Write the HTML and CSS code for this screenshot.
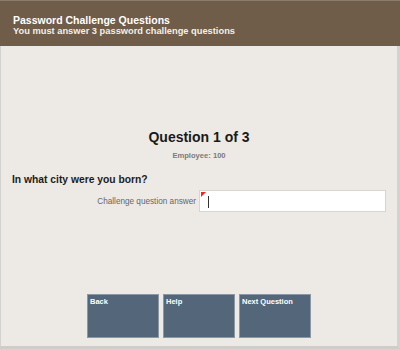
FILE: index.html
```html
<!DOCTYPE html>
<html>
<head>
<meta charset="utf-8">
<link rel="stylesheet" href="styles.css">
</head>
<body>
<div class="frame">
  <header class="header">
    <div class="title">Password Challenge Questions</div>
    <div class="subtitle">You must answer 3 password challenge questions</div>
  </header>
  <main class="main">
    <h1 class="qtitle">Question 1 of 3</h1>
    <div class="employee">Employee: 100</div>
    <div class="question">In what city were you born?</div>
    <div class="answer-row">
      <label class="answer-label">Challenge question answer</label>
      <div class="input"><span class="req"></span><span class="caret"></span></div>
    </div>
  </main>
  <footer class="buttons">
    <div class="btn">Back</div>
    <div class="btn">Help</div>
    <div class="btn">Next Question</div>
  </footer>
</div>
</body>
</html>
```
FILE: styles.css
```css
html, body {
  margin: 0;
  padding: 0;
  background: #ffffff;
}
body {
  font-family: "Liberation Sans", Arial, sans-serif;
}
.frame {
  width: 400px;
  height: 349px;
  box-sizing: border-box;
  display: flex;
  flex-direction: column;
  background: #edeae5;
  border-left: 1px solid #d4d2cf;
  border-right: 3px solid #d4d2cf;
  border-bottom: 3px solid #cfcdca;
}
.header {
  height: 46px;
  box-sizing: border-box;
  background: #6f5c49;
  border-top: 1px solid #8a7b6c;
  margin: 0 -3px 0 -1px;
  padding: 13px 0 0 13px;
  color: #ffffff;
  font-weight: bold;
}
.title {
  font-size: 10.5px;
  line-height: 12px;
}
.subtitle {
  font-size: 9.3px;
  line-height: 11px;
  color: #f4efe8;
}
.main {
  flex: 1;
  display: flex;
  flex-direction: column;
  padding: 82px 11px 0 11px;
}
.qtitle {
  margin: 0;
  font-size: 14px;
  line-height: 18px;
  text-align: center;
  color: #1a1a1a;
}
.employee {
  margin-top: 5px;
  font-size: 7.6px;
  line-height: 10px;
  font-weight: bold;
  text-align: center;
  color: #7a7a7a;
}
.question {
  margin-top: 12px;
  font-size: 10.3px;
  line-height: 13px;
  font-weight: bold;
  color: #1c1c1c;
}
.answer-row {
  margin-top: 4px;
  display: flex;
  align-items: center;
  gap: 3px;
}
.answer-label {
  width: 185px;
  text-align: right;
  font-size: 8.2px;
  color: #666666;
}
.input {
  position: relative;
  width: 188px;
  height: 22px;
  box-sizing: border-box;
  background: #ffffff;
  border: 1px solid #d8d6d2;
}
.req {
  position: absolute;
  left: 1px;
  top: 1px;
  width: 0;
  height: 0;
  border-top: 5px solid #ff2020;
  border-right: 5px solid transparent;
}
.caret {
  position: absolute;
  left: 8px;
  top: 5px;
  width: 1px;
  height: 12px;
  background: #333333;
}
.buttons {
  display: flex;
  justify-content: center;
  gap: 4px;
  padding: 0 0 8px 0;
}
.btn {
  width: 72px;
  height: 44px;
  box-sizing: border-box;
  background: #546679;
  border: 1px solid #8b97a4;
  color: #ffffff;
  font-weight: bold;
  font-size: 7.5px;
  line-height: 9px;
  padding: 2px 2px;
}
```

==============================

▸ **Exercise requirements**
Would you return the data exactly as written, without the pictures?

▸ **Solution for this task**
Write the HTML and CSS code for this screenshot.
FILE: index.html
```html
<!DOCTYPE html>
<html>
<head>
<meta charset="utf-8">
<link rel="stylesheet" href="styles.css">
</head>
<body>
<div class="frame">
  <header class="header">
    <div class="title">Password Challenge Questions</div>
    <div class="subtitle">You must answer 3 password challenge questions</div>
  </header>
  <main class="main">
    <h1 class="qtitle">Question 1 of 3</h1>
    <div class="employee">Employee: 100</div>
    <div class="question">In what city were you born?</div>
    <div class="answer-row">
      <label class="answer-label">Challenge question answer</label>
      <div class="input"><span class="req"></span><span class="caret"></span></div>
    </div>
  </main>
  <footer class="buttons">
    <div class="btn">Back</div>
    <div class="btn">Help</div>
    <div class="btn">Next Question</div>
  </footer>
</div>
</body>
</html>
```
FILE: styles.css
```css
html, body {
  margin: 0;
  padding: 0;
  background: #ffffff;
}
body {
  font-family: "Liberation Sans", Arial, sans-serif;
}
.frame {
  width: 400px;
  height: 349px;
  box-sizing: border-box;
  display: flex;
  flex-direction: column;
  background: #edeae5;
  border-left: 1px solid #d4d2cf;
  border-right: 3px solid #d4d2cf;
  border-bottom: 3px solid #cfcdca;
}
.header {
  height: 46px;
  box-sizing: border-box;
  background: #6f5c49;
  border-top: 1px solid #8a7b6c;
  margin: 0 -3px 0 -1px;
  padding: 13px 0 0 13px;
  color: #ffffff;
  font-weight: bold;
}
.title {
  font-size: 10.5px;
  line-height: 12px;
}
.subtitle {
  font-size: 9.3px;
  line-height: 11px;
  color: #f4efe8;
}
.main {
  flex: 1;
  display: flex;
  flex-direction: column;
  padding: 82px 11px 0 11px;
}
.qtitle {
  margin: 0;
  font-size: 14px;
  line-height: 18px;
  text-align: center;
  color: #1a1a1a;
}
.employee {
  margin-top: 5px;
  font-size: 7.6px;
  line-height: 10px;
  font-weight: bold;
  text-align: center;
  color: #7a7a7a;
}
.question {
  margin-top: 12px;
  font-size: 10.3px;
  line-height: 13px;
  font-weight: bold;
  color: #1c1c1c;
}
.answer-row {
  margin-top: 4px;
  display: flex;
  align-items: center;
  gap: 3px;
}
.answer-label {
  width: 185px;
  text-align: right;
  font-size: 8.2px;
  color: #666666;
}
.input {
  position: relative;
  width: 188px;
  height: 22px;
  box-sizing: border-box;
  background: #ffffff;
  border: 1px solid #d8d6d2;
}
.req {
  position: absolute;
  left: 1px;
  top: 1px;
  width: 0;
  height: 0;
  border-top: 5px solid #ff2020;
  border-right: 5px solid transparent;
}
.caret {
  position: absolute;
  left: 8px;
  top: 5px;
  width: 1px;
  height: 12px;
  background: #333333;
}
.buttons {
  display: flex;
  justify-content: center;
  gap: 4px;
  padding: 0 0 8px 0;
}
.btn {
  width: 72px;
  height: 44px;
  box-sizing: border-box;
  background: #546679;
  border: 1px solid #8b97a4;
  color: #ffffff;
  font-weight: bold;
  font-size: 7.5px;
  line-height: 9px;
  padding: 2px 2px;
}
```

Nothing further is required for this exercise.